To sue for loss of wages after a work injury in Colorado, you generally file a third-party personal injury claim against whoever negligently caused your injury — such as a contractor, equipment manufacturer, or negligent driver — since you usually cannot sue your own employer directly. You’ll need documentation of your lost income, medical records linking the injury to the wage loss, and often an economic expert to project future losses. Deadlines apply, so it’s wise to have an attorney evaluate your case early.
How much compensation do you get for loss of earnings?
It depends heavily on the circumstances. Unlike workers’ comp, which caps wage replacement at roughly two-thirds of your average weekly wage, a third-party lawsuit may recover your full past wages plus future earning capacity, lost benefits, and missed advancement. Recovery is also reduced by your percentage of fault under Colorado’s comparative negligence rule, and results vary by case, so no specific amount can be guaranteed.
How long does it take for No Fault to pay lost wages?
Colorado is not a no-fault auto insurance state — it operates under a fault-based system — so lost wage payments in an injury claim typically come through the at-fault party’s liability insurer or your own coverage. Timing varies widely depending on liability disputes, the severity of injuries, and whether the case settles or goes to trial. Workers’ comp wage benefits, by contrast, often begin sooner once the claim is accepted.
Can I sue my employer for lost wages in Colorado?
In most cases, no — Colorado workers’ compensation is the exclusive remedy against your employer, even when wage benefits fall short of your actual losses. The main exceptions are intentional harm by your employer or situations where a third party, not your employer, caused the injury. An attorney who handles both workers’ comp and personal injury claims can tell you which path fits your situation.

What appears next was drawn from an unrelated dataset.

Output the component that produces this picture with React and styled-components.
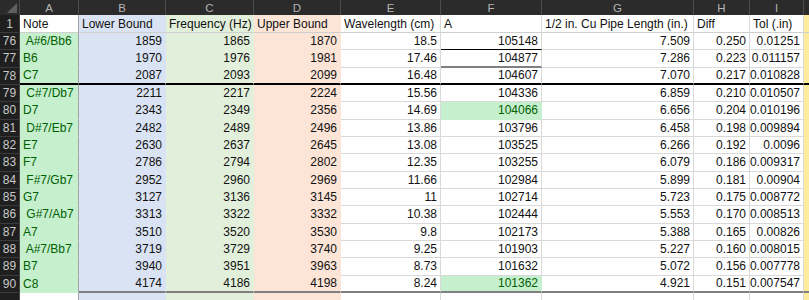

What’s the difference between TTD, TPD, and PPD benefits in Colorado?
Temporary Total Disability (TTD) pays about two-thirds of your average weekly wage while you’re fully unable to work. Temporary Partial Disability (TPD) applies when you can work in a reduced capacity but earn less than before. Permanent Partial Disability (PPD) compensates lasting impairment once you reach maximum medical improvement, calculated based on your impairment rating.